Sing the Tune Without the Words
(10 weeks)
MONDAY.
Tony stops by for coffee.
“I broke the one-thousand-friend mark on Facebook today,” he says. “That’s over three times the population of the high school I went to. Do you know how popular the teenage me would have thought the adult me was?”
“Do you feel popular?”
“Not really,” he says dejectedly. “Out of that thousand, probably not one would pick me up at the airport or help me move.”
TUESDAY.
Nostalgic for the past, I take my yearbook off the shelf and page through it.To complement my wallowing, I head to a Dunkin’ Donuts to read while eating Munchkins.
I study my photo. So fresh faced. Favourite quote: “Ain’t no thing but a chicken wing.” Ah, the wing of the chicken! Like my own hopes, it was the thing that once had feathers.
I get up to order more Munchkins and leave my high school yearbook in the booth. With any luck, it’ll have been stolen by the time I get back, and I’ll be able to dine without a lump in my throat.
THURSDAY.
Marie-Claude and Helen stop by. Helen offers me some gum. It’s green.

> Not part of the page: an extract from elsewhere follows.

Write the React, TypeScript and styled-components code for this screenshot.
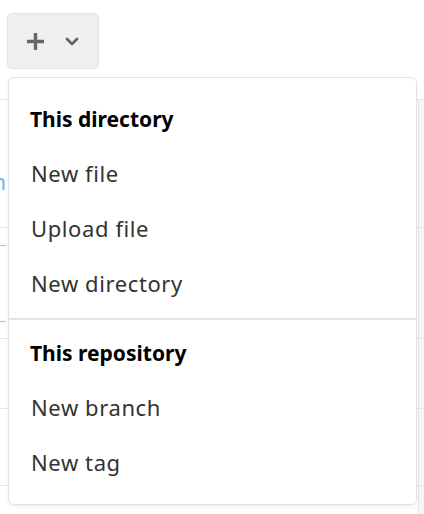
import React from 'react';
import styled, { createGlobalStyle } from 'styled-components';

const GlobalStyle = createGlobalStyle`
  html, body {
    margin: 0;
    padding: 0;
    background: #ffffff;
  }
  body {
    font-family: "Noto Sans", "Open Sans", sans-serif;
    color: #303030;
  }
`;

const Page = styled.div`
  position: relative;
  width: 424px;
  height: 514px;
  overflow: hidden;
`;

const Toolbar = styled.div`
  display: flex;
  padding: 13px 0 0 7px;
`;

const AddButton = styled.button`
  display: flex;
  align-items: center;
  gap: 21px;
  width: 92px;
  height: 56px;
  padding: 0 0 0 19px;
  background: #efefef;
  border: 1px solid #e3e3e3;
  border-radius: 5px;
  color: #666666;
  cursor: pointer;
`;

const FileList = styled.div`
  margin-top: 30px;
  border-top: 1px solid #e8e8e8;
`;

const FileRow = styled.div<{ $height: number }>`
  display: grid;
  grid-template-columns: 6px 1fr 6px;
  height: ${({ $height }) => $height}px;
  border-bottom: 1px solid #e8e8e8;
`;

const LinkCell = styled.div`
  display: flex;
  justify-content: flex-end;
  align-items: flex-start;
  padding-top: 66px;
  white-space: nowrap;
  font-size: 22px;
  color: #6fb2e8;
`;

const DashCell = styled.div`
  display: flex;
  flex-direction: column;
  justify-content: space-between;
  padding: 17px 0 15px;
`;

const Dash = styled.div`
  height: 1px;
  border-top: 1px dashed #bdbdbd;
`;

const SideCell = styled.div`
  background: #f6f6f6;
  border-left: 1px solid #e6e6e6;
`;

const Menu = styled.div`
  position: absolute;
  left: 8px;
  top: 77px;
  width: 409px;
  box-sizing: border-box;
  padding: 8px 0 13px;
  background: #ffffff;
  border: 1px solid #e1e1e1;
  border-radius: 6px;
  box-shadow: 0 2px 4px rgba(0, 0, 0, 0.06);
`;

const SectionTitle = styled.div`
  padding: 21px 21px 16px;
  line-height: 24px;
  font-size: 21px;
  font-weight: 700;
  color: #000000;
`;

const MenuItem = styled.a`
  display: flex;
  align-items: center;
  box-sizing: border-box;
  height: 55px;
  padding: 0 22px 3px;
  font-size: 22px;
  letter-spacing: 0.6px;
  color: #333333;
  text-decoration: none;
  cursor: pointer;
`;

const Divider = styled.div`
  height: 2px;
  margin-top: 6px;
  background: #e3e3e3;
`;

const PlusIcon = () => (
  <svg width="17" height="17" viewBox="0 0 17 17" fill="none">
    <path d="M8.5 1v15M1 8.5h15" stroke="currentColor" strokeWidth="3.4" strokeLinecap="round" />
  </svg>
);

const ChevronIcon = () => (
  <svg width="14" height="9" viewBox="0 0 14 9" fill="none">
    <path d="M2 2l5 5 5-5" stroke="currentColor" strokeWidth="2.8" strokeLinecap="round" strokeLinejoin="round" />
  </svg>
);

const sections = [
  { title: 'This directory', items: ['New file', 'Upload file', 'New directory'] },
  { title: 'This repository', items: ['New branch', 'New tag'] },
];

export default function App() {
  return (
    <Page>
      <GlobalStyle />
      <Toolbar>
        <AddButton type="button" aria-label="Add">
          <PlusIcon />
          <ChevronIcon />
        </AddButton>
      </Toolbar>

      <FileList>
        <FileRow $height={127}>
          <LinkCell>Open in main</LinkCell>
          <div />
          <SideCell />
        </FileRow>
        <FileRow $height={110}>
          <DashCell>
            <Dash />
            <Dash />
          </DashCell>
          <div />
          <SideCell />
        </FileRow>
        <FileRow $height={69}>
          <div />
          <div />
          <SideCell />
        </FileRow>
        <FileRow $height={76}>
          <div />
          <div />
          <SideCell />
        </FileRow>
        <FileRow $height={60}>
          <div />
          <div />
          <SideCell />
        </FileRow>
      </FileList>

      <Menu>
        {sections.map((section, i) => (
          <React.Fragment key={section.title}>
            {i > 0 && <Divider />}
            <SectionTitle>{section.title}</SectionTitle>
            {section.items.map((item) => (
              <MenuItem key={item}>{item}</MenuItem>
            ))}
          </React.Fragment>
        ))}
      </Menu>
    </Page>
  );
}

“In my day, green meant spearmint,” I say. “Now it can mean anything from ‘extra cool granny smith apple’ to ‘outrageously sour lime.’ To assure people my age that we don’t have to fear cardiac arrest after a few chews, Trident now advertises its peppermint flavour as being ‘less intense’!”
Helen inches away.
“You’re becoming an old crank,” Marie-Claude says.
“Like Walt Whitman,” I say defensively, “I celebrate myself, and sing myself.”
s“But unlike Walt Whitman—you’re not Walt Whitman.”